In other words, to improve the clock performance, the signal before the TR should be equalized. When a static equalizer were implemented before the TR block - as shown in FIG. 14 (a) - the TR would perform best in static channels. However, the channel changes its characteristics over time, and the equalizer needs to track channel changes. Therefore, an adaptive equalizer would be desired - as illustrated in FIG. 14 (b). The adaptive equalizer can be a nonlinear feed-forward equalizer such as a Volterra filter. The adaptive equalizer varies taps to track channel changes. This will also cause the TR sampling phase change.

However, even in a static channel, the approaches shown in FIG. 14 (a) and (b) - i.e. simply providing TR after the equalizer - does not work, because the equalizer and TR try to compensate for phase shifts caused by both blocks. The sampling phase varies as shown in Fig. 14 (c). This will cause the equalizer taps walking in one direction. After some time, the central tap will not be in the center of pulse response. This will cause weaker equalizer performance. Also, it will cause TR instability. The worst scenario happens when the clock is practically lost and the sampling phase freely walks over many unit intervals in a short period of time. In this case, the equalizer still tracks sampling phase variations but the equalizer taps are incorrect, and the eye diagram is distorted with a BER of close to 0.5.

Thus, straightforward implementation of TR after equalization is not possible.

SUMMARY

In view of the above-mentioned problems and disadvantages, embodiments of the present invention aim to improve the current implementations. An objective is to provide a device and method that enable implementing TR after equalization. Thereby, the performance of the device and method should be high, and TR should be stable. The device and method should be applicable in scenarios with high ISI.

The objective is achieved by the embodiments of the invention as described in the enclosed independent claims. Advantageous implementations of the present invention are further defined in the dependent claims. Embodiments of the invention base generally on clock derivation after an adaptive equalizer in e.g. PAM-n transmission systems, which are seriously degraded by ISI caused by bandwidth limitations of system electrical and optical components. The embodiments of the invention base further on a recalculating of taps to enable the TR after equalization, and thereby have the following benefits:

1. The clock is derived after equalization, i.e. after an adaptive equalizer that decreases jitter caused by ISI.

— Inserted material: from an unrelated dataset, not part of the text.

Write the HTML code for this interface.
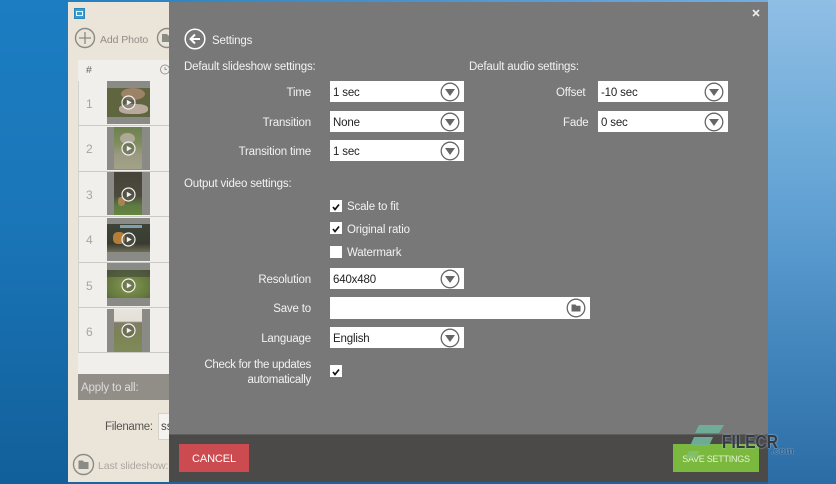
<!DOCTYPE html>
<html><head><meta charset="utf-8"><style>
*{box-sizing:border-box}
html,body{margin:0;padding:0}
body{width:836px;height:484px;overflow:hidden;position:relative;font-family:"Liberation Sans",sans-serif;background:#1a6ba8}
.a{position:absolute;white-space:nowrap}
.l{position:absolute;white-space:nowrap;color:#f2f2f2;font-size:11.5px;line-height:16px;letter-spacing:-.17px}
.r{text-align:right;right:525px}
.s{position:absolute;background:#fff;height:21px;color:#222;font-size:11.5px;line-height:24px;padding-left:3px;letter-spacing:-.17px}
.s svg{position:absolute;top:0;right:3px}
.c{position:absolute;width:12px;height:12px;background:#fff}
.n{position:absolute;left:86px;font-size:12px;line-height:14px;color:#a5a5a2}
.row{position:absolute;left:78px;width:91px;background:#f1efec;border-bottom:1px solid #c9c9c5}
.th{position:absolute;left:107px;width:43px;height:43px;background:#8a8a86;overflow:hidden}
.th i{position:absolute;display:block}
.p{position:absolute;left:121px;width:15px;height:15px}
</style></head><body>
<div class="a" style="inset:0;background:linear-gradient(90deg,#1d7cbc 0,#4a93cf 50%,#7eb3df 100%)"></div>
<div class="a" style="left:0;top:0;width:68px;height:484px;background:linear-gradient(180deg,#1c7dc2 0,#1a76b8 45%,#125f9a 100%)"></div>
<div class="a" style="left:768px;top:0;width:68px;height:484px;background:linear-gradient(180deg,#90bee5 0,#6eabd9 30%,#5a9bcf 50%,#4286bd 72%,#2c6ca5 100%)"></div>
<div class="a" style="left:68px;top:482px;width:700px;height:2px;background:#1a659f"></div>

<!-- left app -->
<div class="a" style="left:68px;top:2px;width:101px;height:480px;background:#ebe4d8"></div>
<div class="a" style="left:74px;top:8px;width:11px;height:11px;background:#3d9bd0;border:1px solid #2a86bd"><div style="position:absolute;left:1px;top:2px;width:7px;height:5px;border:1px solid #dff"></div></div>
<svg class="a" style="left:74px;top:27px" width="24" height="24"><circle cx="11" cy="11" r="9.5" fill="none" stroke="#8b8b85" stroke-width="1.4"/><path d="M11 5V17M5 11H17" stroke="#8b8b85" stroke-width="1.3"/></svg>
<div class="a" style="left:100px;top:33px;font-size:10.5px;color:#918e88;line-height:14px;letter-spacing:-.1px">Add Photo</div>
<svg class="a" style="left:156px;top:27px" width="14" height="24"><circle cx="11" cy="11" r="9.5" fill="none" stroke="#8b8b85" stroke-width="1.4"/><path d="M6 7H11L12 8.500H16V15H6Z" fill="#8b8b85"/></svg>
<div class="a" style="left:78px;top:60px;width:91px;height:21px;background:#f1efeb"></div>
<div class="a" style="left:86px;top:64px;font-size:10.5px;color:#666;line-height:13px">#</div>
<svg class="a" style="left:159px;top:63px" width="10" height="13"><circle cx="6" cy="6.500" r="4.500" fill="none" stroke="#999" stroke-width="1"/><path d="M6 4V6.500H8" fill="none" stroke="#999"/></svg>

<div class="row" style="top:81px;height:45px"></div>
<div class="row" style="top:126px;height:46px"></div>
<div class="row" style="top:172px;height:45px"></div>
<div class="row" style="top:217px;height:46px"></div>
<div class="row" style="top:263px;height:45px"></div>
<div class="row" style="top:308px;height:45px"></div>
<div class="a" style="left:78px;top:81px;height:272px;width:1px;background:#d2d2ce"></div>
<div class="a" style="left:78px;top:353px;width:91px;height:21px;background:#f1efec"></div>

<div class="n" style="top:97px">1</div><div class="n" style="top:142px">2</div><div class="n" style="top:188px">3</div><div class="n" style="top:233px">4</div><div class="n" style="top:279px">5</div><div class="n" style="top:325px">6</div>

<div class="th" style="top:81px">
<i style="left:0;top:7px;width:43px;height:29px;background:#5f653e"></i>
<i style="left:14px;top:7px;width:24px;height:12px;background:#9c8266;border-radius:50%"></i>
<i style="left:12px;top:23px;width:29px;height:10px;background:#b9a89c;border-radius:40%"></i>
</div>
<div class="th" style="top:127px">
<i style="left:7px;top:0;width:28px;height:42px;background:linear-gradient(180deg,#6f8050,#7f8e5c 40%,#9a9a80 65%,#a3a288 100%)"></i>
<i style="left:13px;top:6px;width:15px;height:11px;background:#aea996;border-radius:50%"></i>
</div>
<div class="th" style="top:172px">
<i style="left:7px;top:0;width:28px;height:43px;background:linear-gradient(180deg,#46443a,#4c4a3c 55%,#5f7a42 78%,#64873f)"></i>
<i style="left:11px;top:25px;width:7px;height:9px;background:#a68450;border-radius:40%"></i>
</div>
<div class="th" style="top:218px">
<i style="left:0;top:6px;width:43px;height:28px;background:linear-gradient(180deg,#3e4438,#3a3c30 70%,#6e6c58)"></i>
<i style="left:6px;top:14px;width:12px;height:12px;background:#b47e38;border-radius:40%"></i>
<i style="left:13px;top:7px;width:22px;height:3px;background:#7f9eb0"></i>
</div>
<div class="th" style="top:263px">
<i style="left:0;top:7px;width:43px;height:28px;background:radial-gradient(ellipse at 50% 55%,#85994f,#65783f 70%,#555f3a)"></i>
<i style="left:0;top:7px;width:43px;height:7px;background:#41463a;opacity:.6"></i>
</div>
<div class="th" style="top:309px">
<i style="left:7px;top:0;width:28px;height:43px;background:linear-gradient(180deg,#e8e4dc 0,#e4e0d8 28%,#7f7d66 32%,#7d8256 60%,#7e8a58)"></i>
</div>

<svg class="p" style="top:95px" viewBox="0 0 15 15"><circle cx="7.500" cy="7.500" r="6.500" fill="rgba(90,90,80,.45)" stroke="#f2f2f2" stroke-width="1.200"/><path d="M5.800 4.800L10.800 7.500L5.800 10.200Z" fill="#f2f2f2"/></svg>
<svg class="p" style="top:141px" viewBox="0 0 15 15"><circle cx="7.500" cy="7.500" r="6.500" fill="rgba(90,90,80,.45)" stroke="#f2f2f2" stroke-width="1.200"/><path d="M5.800 4.800L10.800 7.500L5.800 10.200Z" fill="#f2f2f2"/></svg>
<svg class="p" style="top:187px" viewBox="0 0 15 15"><circle cx="7.500" cy="7.500" r="6.500" fill="rgba(90,90,80,.45)" stroke="#f2f2f2" stroke-width="1.200"/><path d="M5.800 4.800L10.800 7.500L5.800 10.200Z" fill="#f2f2f2"/></svg>
<svg class="p" style="top:232px" viewBox="0 0 15 15"><circle cx="7.500" cy="7.500" r="6.500" fill="rgba(90,90,80,.45)" stroke="#f2f2f2" stroke-width="1.200"/><path d="M5.800 4.800L10.800 7.500L5.800 10.200Z" fill="#f2f2f2"/></svg>
<svg class="p" style="top:278px" viewBox="0 0 15 15"><circle cx="7.500" cy="7.500" r="6.500" fill="rgba(90,90,80,.45)" stroke="#f2f2f2" stroke-width="1.200"/><path d="M5.800 4.800L10.800 7.500L5.800 10.200Z" fill="#f2f2f2"/></svg>
<svg class="p" style="top:323px" viewBox="0 0 15 15"><circle cx="7.500" cy="7.500" r="6.500" fill="rgba(90,90,80,.45)" stroke="#f2f2f2" stroke-width="1.200"/><path d="M5.800 4.800L10.800 7.500L5.800 10.200Z" fill="#f2f2f2"/></svg>

<div class="a" style="left:78px;top:374px;width:91px;height:26px;background:#918d87"></div>
<div class="a" style="left:81px;top:381px;font-size:11.5px;color:#ddd;line-height:15px;letter-spacing:-.15px">Apply to all:</div>
<div class="a" style="left:105px;top:420px;font-size:11.5px;color:#555;line-height:15px;letter-spacing:-.3px">Filename:</div>
<div class="a" style="left:158px;top:413px;width:11px;height:27px;background:#f4f3f0;border:1px solid #d4d2cc;border-right:0;font-size:11.5px;line-height:27px;color:#444;padding-left:2px;overflow:hidden">ss</div>
<svg class="a" style="left:72px;top:453px" width="23" height="23"><circle cx="11.500" cy="11.500" r="10" fill="none" stroke="#8b8b85" stroke-width="1.400"/><path d="M6.500 7.500H11L12 9H16.500V16H6.500Z" fill="#8b8b85"/></svg>
<div class="a" style="left:98px;top:459px;width:71px;overflow:hidden;font-size:10.5px;color:#aaa7a1;line-height:14px;letter-spacing:-.1px">Last slideshow: C</div>

<!-- overlay -->
<div class="a" style="left:169px;top:2px;width:599px;height:432px;background:#787878"></div>
<div class="a" style="left:169px;top:434px;width:599px;height:48px;background:#4b4a49;border-top:1px solid #5e5e5e"></div>
<svg class="a" style="left:752px;top:9px" width="8" height="8"><path d="M1 1L7 7M7 1L1 7" stroke="#eee" stroke-width="1.600"/></svg>

<svg class="a" style="left:184px;top:28px" width="22" height="22"><circle cx="11" cy="11" r="9.800" fill="none" stroke="#fff" stroke-width="1.500"/><path d="M16 11H7M11 6.500L6.500 11L11 15.500" fill="none" stroke="#fff" stroke-width="2"/></svg>
<div class="l" style="left:212px;top:33px">Settings</div>
<div class="l" style="left:184px;top:59px">Default slideshow settings:</div>
<div class="l" style="left:469px;top:59px">Default audio settings:</div>

<div class="l r" style="top:85px">Time</div>
<div class="l r" style="top:115px">Transition</div>
<div class="l r" style="top:144px">Transition time</div>
<div class="l" style="left:184px;top:176px">Output video settings:</div>
<div class="l r" style="top:272px">Resolution</div>
<div class="l r" style="top:301px">Save to</div>
<div class="l r" style="top:331px">Language</div>
<div class="l r" style="top:357px;letter-spacing:-.28px">Check for the updates</div>
<div class="l r" style="top:372px;letter-spacing:-.28px">automatically</div>
<div class="l" style="left:556px;top:85px">Offset</div>
<div class="l" style="left:563px;top:115px">Fade</div>

<div class="s" style="left:330px;top:81px;width:134px">1 sec<svg width="21" height="21"><circle cx="10" cy="11" r="8.800" fill="none" stroke="#666" stroke-width="1.300"/><path d="M5 8H15L10 15Z" fill="#666"/></svg></div>
<div class="s" style="left:330px;top:111px;width:134px">None<svg width="21" height="21"><circle cx="10" cy="11" r="8.800" fill="none" stroke="#666" stroke-width="1.300"/><path d="M5 8H15L10 15Z" fill="#666"/></svg></div>
<div class="s" style="left:330px;top:140px;width:134px">1 sec<svg width="21" height="21"><circle cx="10" cy="11" r="8.800" fill="none" stroke="#666" stroke-width="1.300"/><path d="M5 8H15L10 15Z" fill="#666"/></svg></div>
<div class="s" style="left:598px;top:81px;width:130px">-10 sec<svg width="21" height="21"><circle cx="10" cy="11" r="8.800" fill="none" stroke="#666" stroke-width="1.300"/><path d="M5 8H15L10 15Z" fill="#666"/></svg></div>
<div class="s" style="left:598px;top:111px;width:130px">0 sec<svg width="21" height="21"><circle cx="10" cy="11" r="8.800" fill="none" stroke="#666" stroke-width="1.300"/><path d="M5 8H15L10 15Z" fill="#666"/></svg></div>
<div class="s" style="left:330px;top:268px;width:134px">640x480<svg width="21" height="21"><circle cx="10" cy="11" r="8.800" fill="none" stroke="#666" stroke-width="1.300"/><path d="M5 8H15L10 15Z" fill="#666"/></svg></div>
<div class="s" style="left:330px;top:297px;width:260px;height:22px"><svg width="21" height="21"><circle cx="10" cy="11" r="8.800" fill="none" stroke="#666" stroke-width="1.300"/><path d="M5.500 7.500H9.500L10.500 8.800H14.500V14.500H5.500Z" fill="#666"/></svg></div>
<div class="s" style="left:330px;top:327px;width:134px">English<svg width="21" height="21"><circle cx="10" cy="11" r="8.800" fill="none" stroke="#666" stroke-width="1.300"/><path d="M5 8H15L10 15Z" fill="#666"/></svg></div>

<div class="c" style="left:330px;top:200px"><svg width="12" height="12"><path d="M3 6L5 8.500L9 3.500" fill="none" stroke="#111" stroke-width="1.700"/></svg></div>
<div class="c" style="left:330px;top:222px"><svg width="12" height="12"><path d="M3 6L5 8.500L9 3.500" fill="none" stroke="#111" stroke-width="1.700"/></svg></div>
<div class="c" style="left:330px;top:246px"></div>
<div class="c" style="left:330px;top:365px"><svg width="12" height="12"><path d="M3 6L5 8.500L9 3.500" fill="none" stroke="#111" stroke-width="1.700"/></svg></div>
<div class="l" style="left:347px;top:199px">Scale to fit</div>
<div class="l" style="left:347px;top:222px">Original ratio</div>
<div class="l" style="left:347px;top:245px">Watermark</div>

<div class="a" style="left:179px;top:444px;width:70px;height:28px;background:#cb4b50;color:#fff;font-size:11px;line-height:30px;text-align:center;letter-spacing:-.1px">CANCEL</div>
<div class="a" style="left:673px;top:444px;width:86px;height:28px;background:#7ab83e;color:#e4f2d2;font-size:9px;line-height:30px;text-align:center;letter-spacing:-.25px">SAVE SETTINGS</div>

<!-- watermark -->
<svg class="a" style="left:684px;top:424px" width="42" height="36"><path d="M15 1H40L35 9H11Z" fill="#6fb09a" opacity=".95"/><path d="M10 13H29L25 22H6Z" fill="#6fb09a" opacity=".95"/><path d="M5 27H16L11 34H1Z" fill="#84c070" opacity=".85"/></svg>
<div class="a" style="left:722px;top:432px;font-size:18px;font-weight:bold;color:#333a42;line-height:20px;transform:scaleX(.86);transform-origin:0 0;text-shadow:0 0 2px #c8d4e0">FILECR</div>
<div class="a" style="left:771px;top:446px;font-size:10px;font-weight:bold;color:#2f5f8a;line-height:12px;letter-spacing:-.2px;text-shadow:0 0 1px #dbe8f2">.com</div>
</body></html>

2. The clock variations are much smaller than variations caused by the clock extracted before the equalizer.

3. Low-jitter clock improves the equalizer performance because the equalizer does not need to track large sampling phase variations caused by self -jitter.

4. The equalizer can easier track channel variations caused by system instabilities and channel imperfections.

5. The equalizer is not affected by fast deterministic jitter that can be tracked by the TR loop that is much faster than the equalizer updating speed.

6. The embodiments of the invention are applicable in both non-coherent and coherent systems, e.g. receivers.

A first aspect of the invention provides a clock recovery device for a receiver, the device comprising: an adaptive equalizer configured to equalize a digital receive signal, a timing recovery circuit configured to recover clock information from the equalized digital receive signal, and a calculation circuit configured to: calculate a first phase characteristic of a first set of equalizer coefficients currently set in the adaptive equalizer, calculate an initial phase characteristic of an initial set of equalizer coefficients set previously at initialization in the adaptive equalizer, calculate a first phase shift parameter indicating a phase shift between the first and the initial phase characteristic, calculate a first set of corrected equalizer coefficients based on the first set of equalizer coefficients and the first phase shift parameter, and update the first set of equalizer coefficients with the first set of corrected equalizer coefficients in the adaptive equalizer. Due to the calculation circuit of the clock recovery device of the first aspect, and the particular calculation it performs, i.e. to update the equalizer coefficients in the adaptive equalizer, a very stable TR after equalization is enabled. The clock recovery device is thus suited for being applied to systems with high ISI, without sacrificing TR performance. Channel changes may be tracked easier, and TR can be performed very fast. For instance, the device may be advantageously used in a coherent receiver.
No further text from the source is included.